Start
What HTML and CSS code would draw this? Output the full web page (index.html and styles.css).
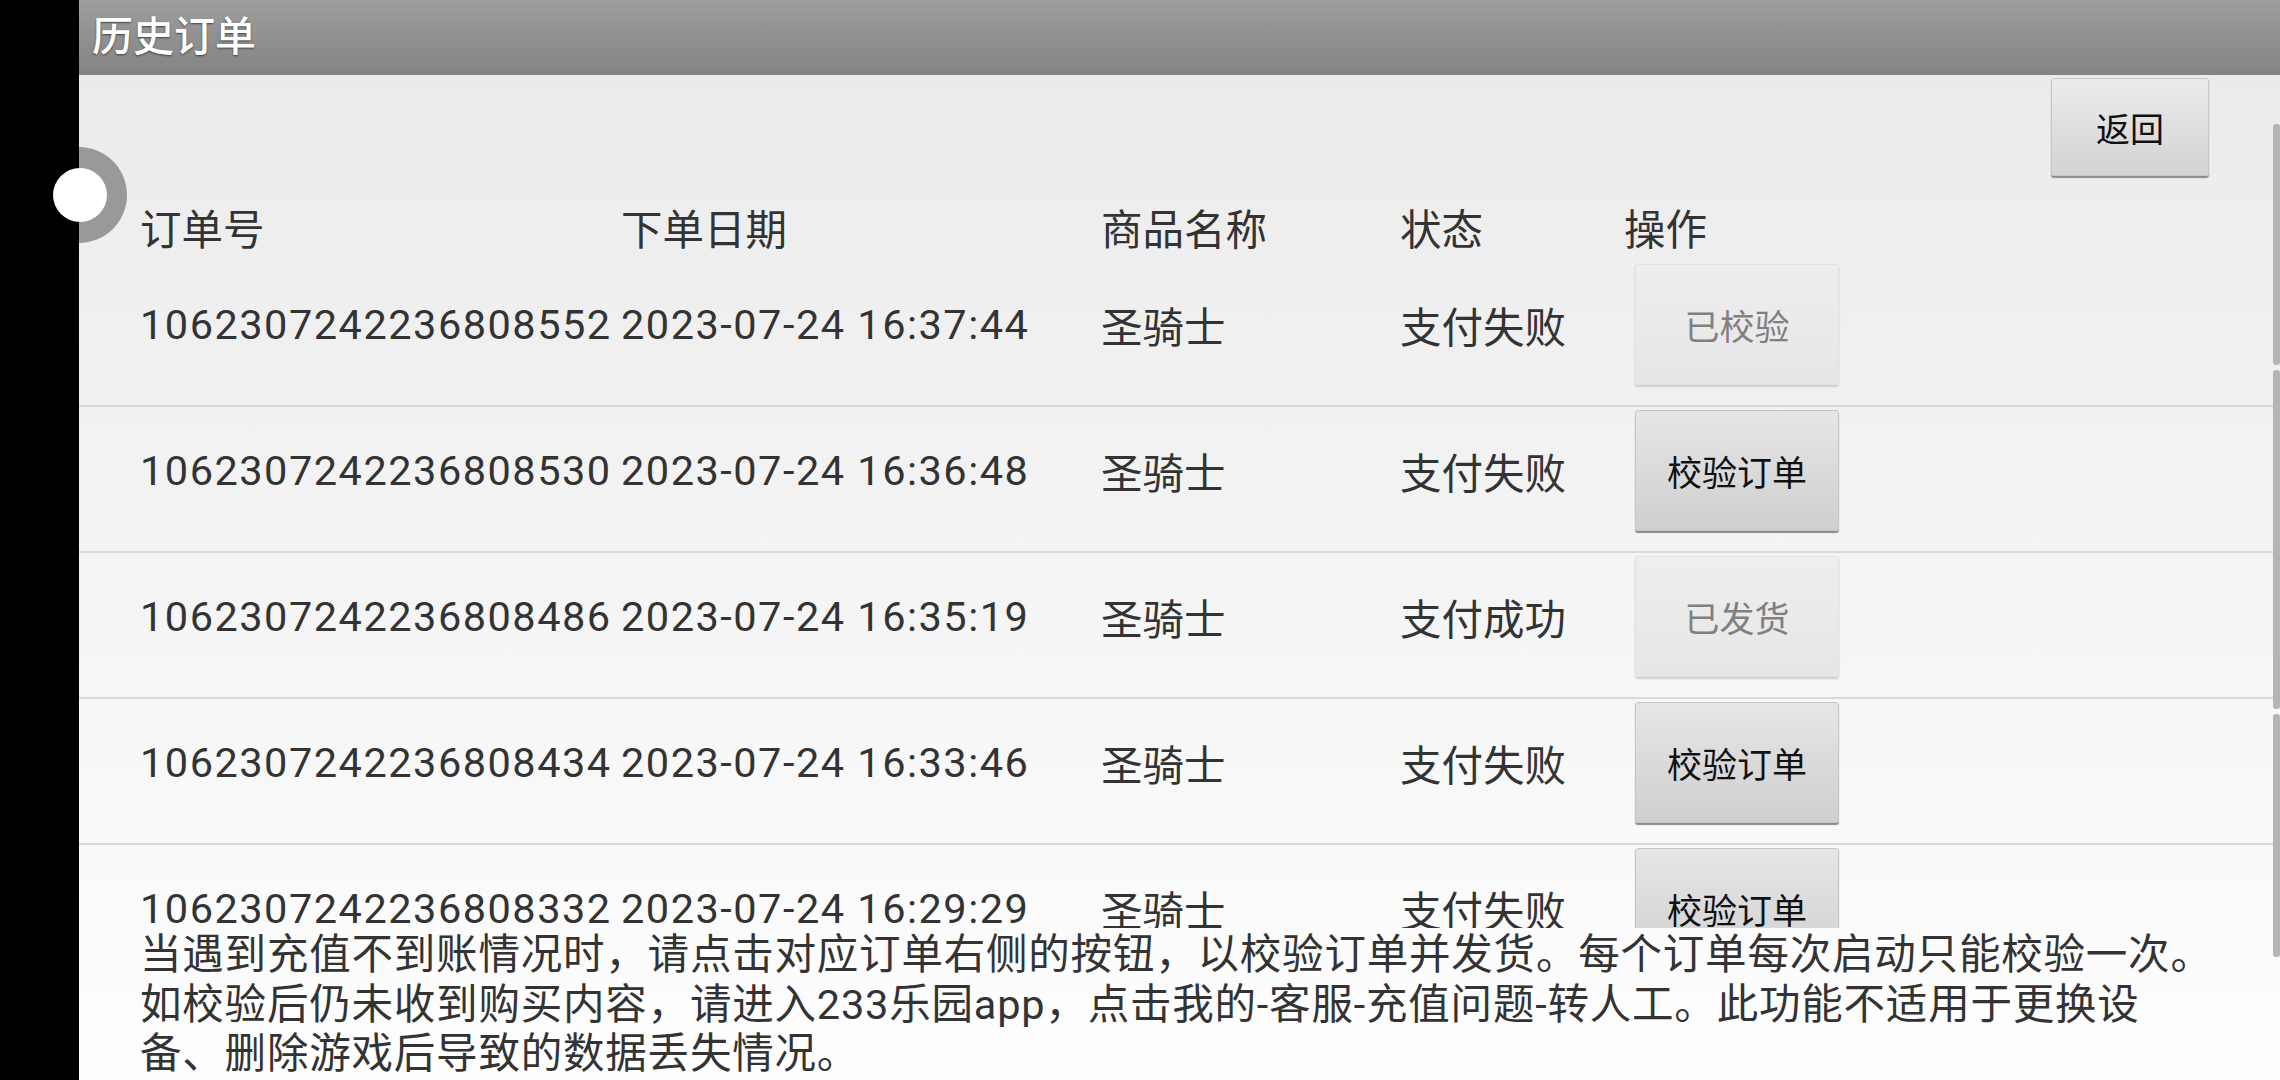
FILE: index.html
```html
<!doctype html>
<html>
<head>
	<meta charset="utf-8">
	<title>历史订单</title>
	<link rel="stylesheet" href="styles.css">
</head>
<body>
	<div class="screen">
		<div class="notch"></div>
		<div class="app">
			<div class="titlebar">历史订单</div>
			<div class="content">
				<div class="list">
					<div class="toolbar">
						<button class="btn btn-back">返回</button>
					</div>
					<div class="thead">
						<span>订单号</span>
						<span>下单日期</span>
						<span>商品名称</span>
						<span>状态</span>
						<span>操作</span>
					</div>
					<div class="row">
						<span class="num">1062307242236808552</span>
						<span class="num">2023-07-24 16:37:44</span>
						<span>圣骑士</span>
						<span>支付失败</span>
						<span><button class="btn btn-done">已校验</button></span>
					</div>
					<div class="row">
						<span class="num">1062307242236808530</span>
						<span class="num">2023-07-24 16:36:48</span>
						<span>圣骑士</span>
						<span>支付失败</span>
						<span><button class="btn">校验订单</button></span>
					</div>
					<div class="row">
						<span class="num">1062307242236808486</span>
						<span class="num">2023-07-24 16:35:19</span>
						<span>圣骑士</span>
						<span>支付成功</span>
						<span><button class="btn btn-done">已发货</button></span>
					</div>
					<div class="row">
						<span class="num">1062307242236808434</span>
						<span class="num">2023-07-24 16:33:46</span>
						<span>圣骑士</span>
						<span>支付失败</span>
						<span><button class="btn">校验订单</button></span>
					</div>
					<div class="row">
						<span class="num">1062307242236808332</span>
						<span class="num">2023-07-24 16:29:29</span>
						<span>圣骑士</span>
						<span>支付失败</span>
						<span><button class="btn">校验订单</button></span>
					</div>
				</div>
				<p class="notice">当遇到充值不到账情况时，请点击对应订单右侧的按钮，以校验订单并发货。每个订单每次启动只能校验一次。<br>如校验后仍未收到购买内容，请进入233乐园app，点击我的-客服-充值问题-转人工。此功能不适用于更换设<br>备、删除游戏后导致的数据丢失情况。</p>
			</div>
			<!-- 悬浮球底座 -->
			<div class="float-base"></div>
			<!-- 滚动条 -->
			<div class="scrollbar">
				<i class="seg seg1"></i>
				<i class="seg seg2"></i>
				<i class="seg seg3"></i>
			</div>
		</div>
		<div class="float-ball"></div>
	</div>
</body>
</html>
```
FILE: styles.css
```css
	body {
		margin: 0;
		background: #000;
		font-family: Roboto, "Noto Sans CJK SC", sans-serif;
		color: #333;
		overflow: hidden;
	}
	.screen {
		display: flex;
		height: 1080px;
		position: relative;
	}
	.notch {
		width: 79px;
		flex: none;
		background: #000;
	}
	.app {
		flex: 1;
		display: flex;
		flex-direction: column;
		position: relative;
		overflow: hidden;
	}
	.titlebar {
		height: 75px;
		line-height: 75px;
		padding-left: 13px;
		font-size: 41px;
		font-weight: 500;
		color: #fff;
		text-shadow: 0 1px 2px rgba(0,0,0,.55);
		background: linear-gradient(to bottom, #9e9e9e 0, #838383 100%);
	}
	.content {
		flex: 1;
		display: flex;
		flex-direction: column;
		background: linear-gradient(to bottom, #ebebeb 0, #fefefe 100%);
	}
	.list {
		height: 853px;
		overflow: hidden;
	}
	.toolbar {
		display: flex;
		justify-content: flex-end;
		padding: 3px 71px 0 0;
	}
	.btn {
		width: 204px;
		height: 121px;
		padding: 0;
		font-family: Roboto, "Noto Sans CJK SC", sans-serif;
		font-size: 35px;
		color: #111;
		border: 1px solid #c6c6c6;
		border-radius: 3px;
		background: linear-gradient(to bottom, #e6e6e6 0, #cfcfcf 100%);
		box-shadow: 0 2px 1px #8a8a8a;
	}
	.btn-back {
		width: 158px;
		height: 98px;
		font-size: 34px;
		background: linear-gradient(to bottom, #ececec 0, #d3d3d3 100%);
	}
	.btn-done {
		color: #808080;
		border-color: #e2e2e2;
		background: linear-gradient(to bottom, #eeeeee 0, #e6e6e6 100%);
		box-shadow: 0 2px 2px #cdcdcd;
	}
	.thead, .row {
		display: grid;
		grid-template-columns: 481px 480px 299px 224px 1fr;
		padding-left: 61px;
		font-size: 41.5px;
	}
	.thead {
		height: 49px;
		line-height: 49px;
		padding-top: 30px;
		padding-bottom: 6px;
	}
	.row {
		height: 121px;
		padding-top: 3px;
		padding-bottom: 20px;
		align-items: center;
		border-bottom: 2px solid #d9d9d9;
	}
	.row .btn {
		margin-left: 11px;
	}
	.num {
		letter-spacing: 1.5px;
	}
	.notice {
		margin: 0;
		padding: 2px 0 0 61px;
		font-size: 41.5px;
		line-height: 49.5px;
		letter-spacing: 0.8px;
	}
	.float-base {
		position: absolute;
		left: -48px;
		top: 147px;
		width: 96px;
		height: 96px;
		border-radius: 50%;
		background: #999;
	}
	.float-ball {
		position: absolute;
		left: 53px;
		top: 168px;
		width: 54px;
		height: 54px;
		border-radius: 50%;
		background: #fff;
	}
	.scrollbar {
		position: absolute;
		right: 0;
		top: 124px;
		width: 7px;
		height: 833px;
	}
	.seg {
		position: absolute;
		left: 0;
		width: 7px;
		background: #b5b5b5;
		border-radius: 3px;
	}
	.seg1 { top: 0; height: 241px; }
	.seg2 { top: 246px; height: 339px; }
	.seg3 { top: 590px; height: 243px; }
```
End
WRITTEN EXERCISE:
Which lines hold the word "styles"? Show each one.

IN RESPONSE:
What HTML and CSS code would draw this? Output the full web page (index.html and styles.css).
	<link rel="stylesheet" href="styles.css">
FILE: styles.css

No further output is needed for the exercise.